On a visit with Hugh to Green Cove, her rural childhood home, Cathyrn is confronted not just with the very tangible revenant Rene again, but with other reflections and figures from her past: another, very much living ex-lover, Marcel (Hugh Millais), who keeps dropping in for visits; a phantom dog; and even her own doppelgänger. Marcel’s teenaged daughter Susannah (Cathryn Harrison) is, in both her physical appearance and her lonely regression into imaginative spaces, another double for Cathryn. The fact that either female character has the forename of the actress playing the other, and that, in scenes where they both share the frame, at least one of them is often seen in a mirror, clinches the interchangeability of their identity. Susannah is both the daughter that childless Cathryn might have had, and a real friend to offset all the imaginary ones – or perhaps she is just another imaginary friend, and a ghostly embodiment of Cathryn’s own adolescence at Green Cove.
Cathryn is haunted not just by Rene and other ghosts from her past, but also by the influence of Roman Polanski’s Repulsion (1965). Yet Images is not only a portrait of a woman’s mental breakdown (like Altman’s earlier That Cold Day In The Park, 1969), but also a schizophrenic study of the creative process itself, with each piece of the narrative puzzle (in a film that prominently features a jigsaw puzzle) revealing not just Cathryn’s atomised mindset, but also the piecemeal workings of her (and perhaps also Altman’s) authorial imagination. Cathryn may constantly confuse her fantasies with her realities, and in particular confound the personae of Hugh, Rene and Marcel, but she remains, unlike Catherine Deneuve’s Carol in Repulsion, all too aware of her own confusion, and even adopts strategies, however vain, to eliminate her delusions forever from her mind.
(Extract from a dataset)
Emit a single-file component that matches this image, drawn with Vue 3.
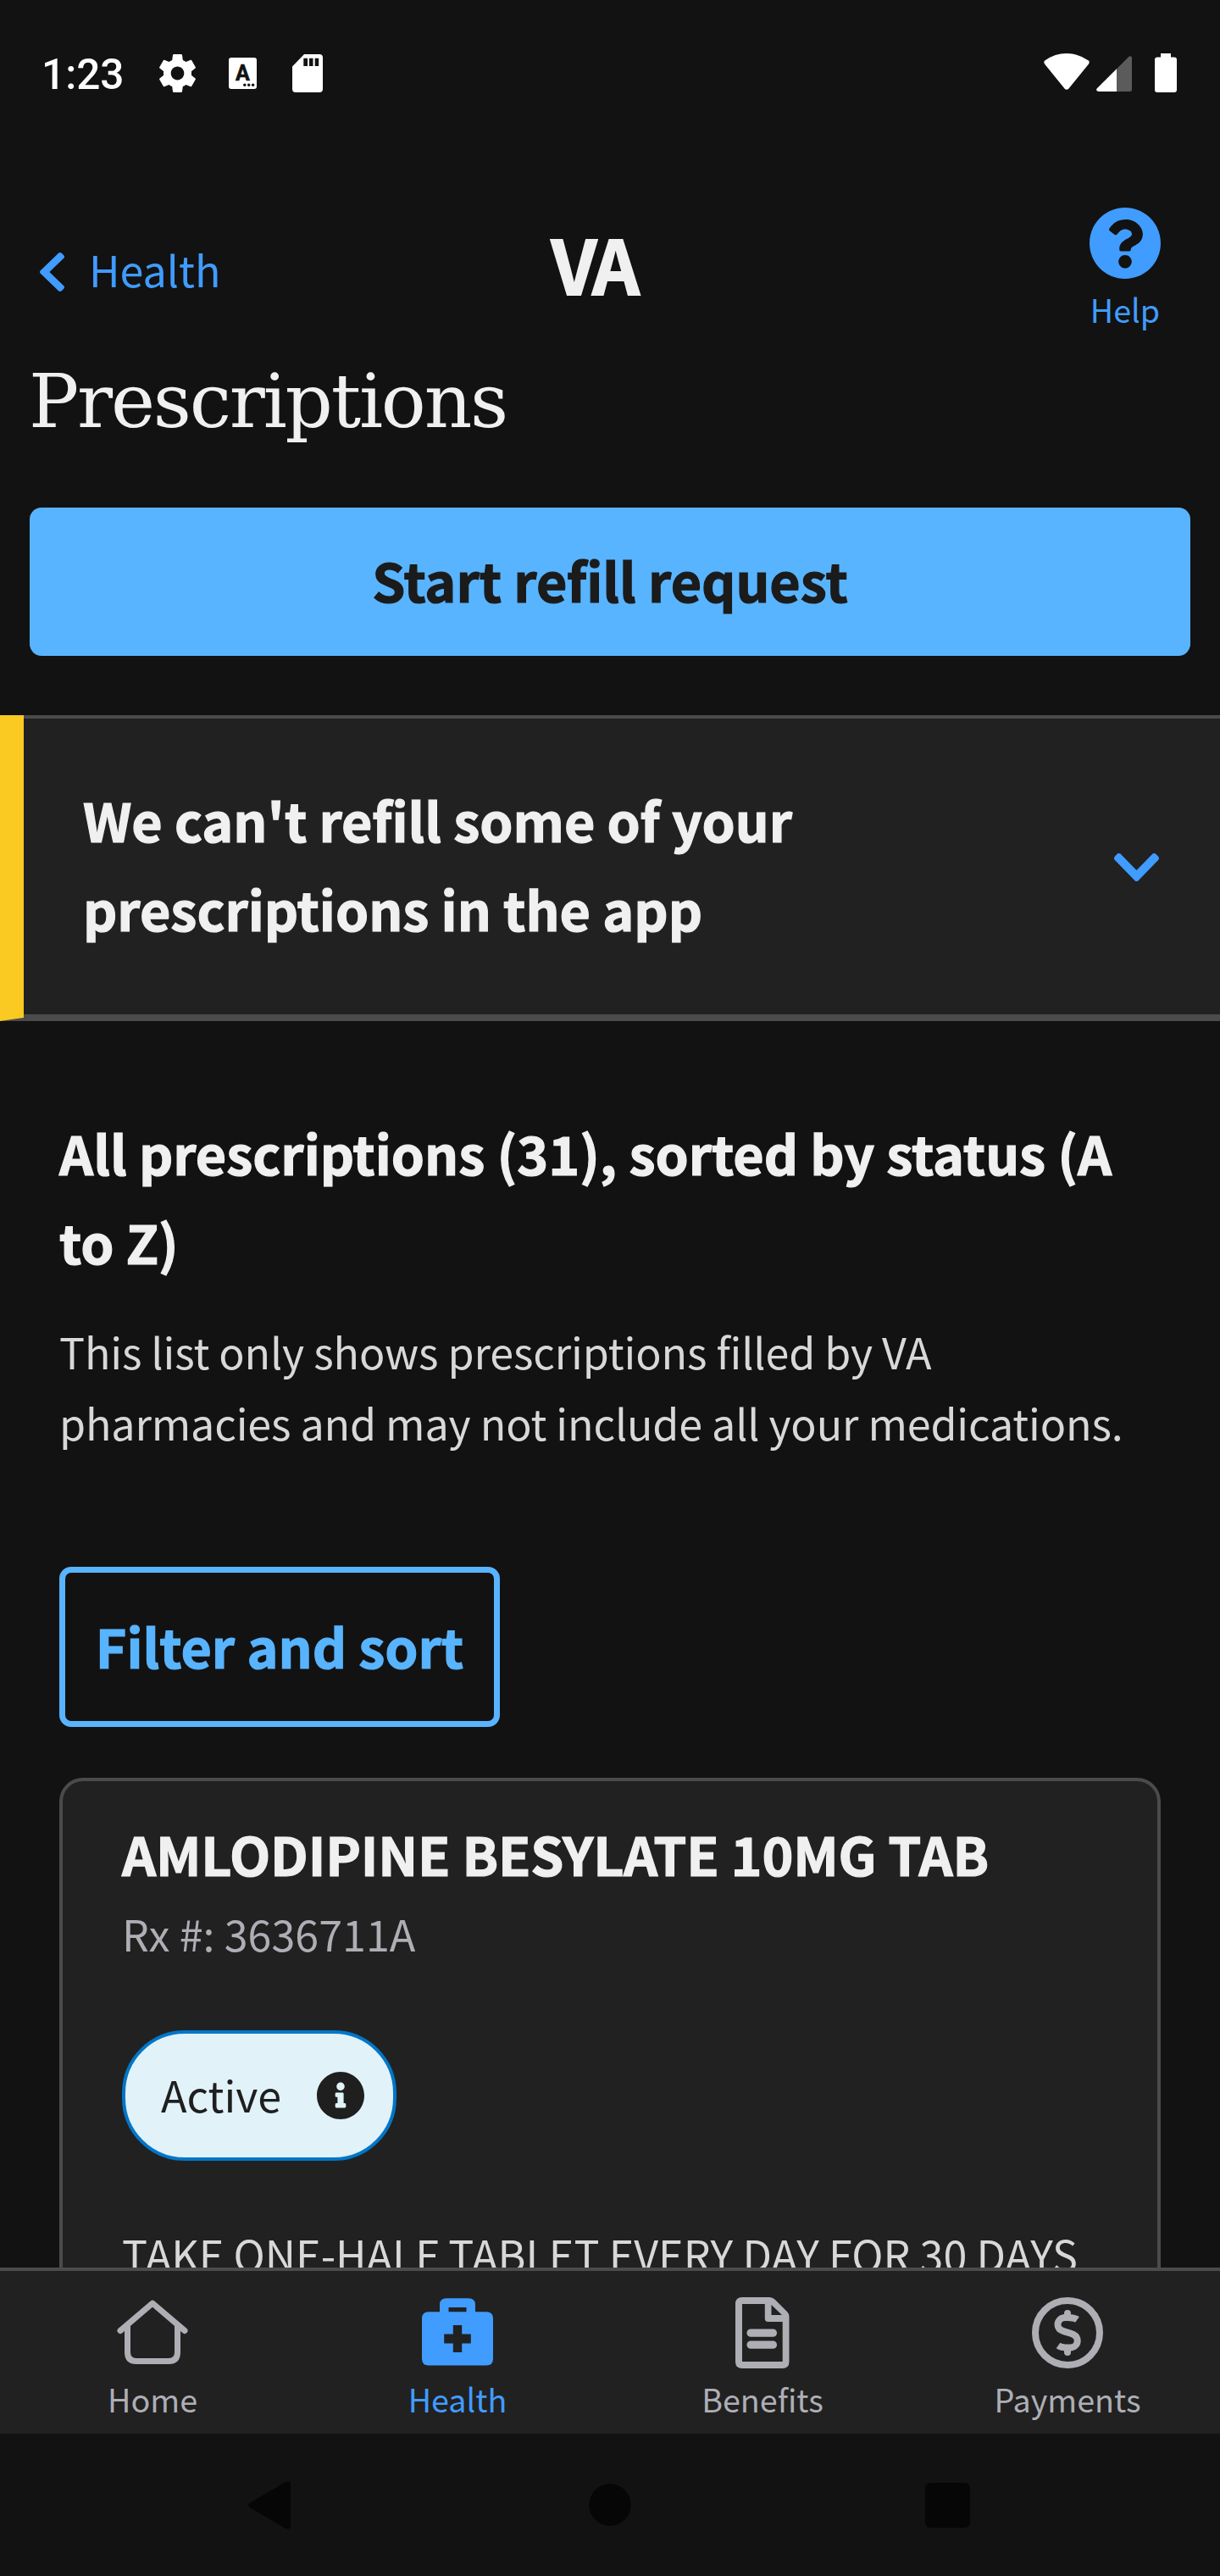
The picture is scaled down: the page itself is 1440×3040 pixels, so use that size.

All this is realised entirely through the discontinuities of Graeme Clifford’s disorienting editing, as one actor is switched for another within a given scene, and Cathryn even conducts cutaway conversations with herself. It is a solipsistic approach to characterisation, as Cathryn’s skewed perspective is the only fixed point in a world where identity is otherwise fluid. With Cathryn becoming increasingly aggressive towards her various visitors, events grow ever more tense, as we are unsure whether we are witnessing our decidedly un-unified, semi-frigid heroine’s merely repressed fantasies, or genuine enactments, of sex and violence – or whether perhaps we are just seeing all the fragments of Cathryn’s latest children’s fiction (which she periodically works on and narrates in voiceover) coming together in (psycho)dramatic form, like in the Coen brothers’ Barton Fink (1991) or François Ozon’s Swimming Pool (2003). The final scenes of Images might appear to put the last pieces in the puzzle, but in fact, upon reflection, serve only to muddy further the ambiguous likeness of Cathryn that the film has been painting. After all, if you go in search of unicorns, you may end up finding paradoxical creatures.
Although York won the Best Actress award at the 25th Cannes Film Festival for her (dual) performance as Cathryn, Images had only a minimal run in the US and suffered from near non-existent promotion in the UK. Unnerving and psychologically nuanced, it is ripe for rediscovery.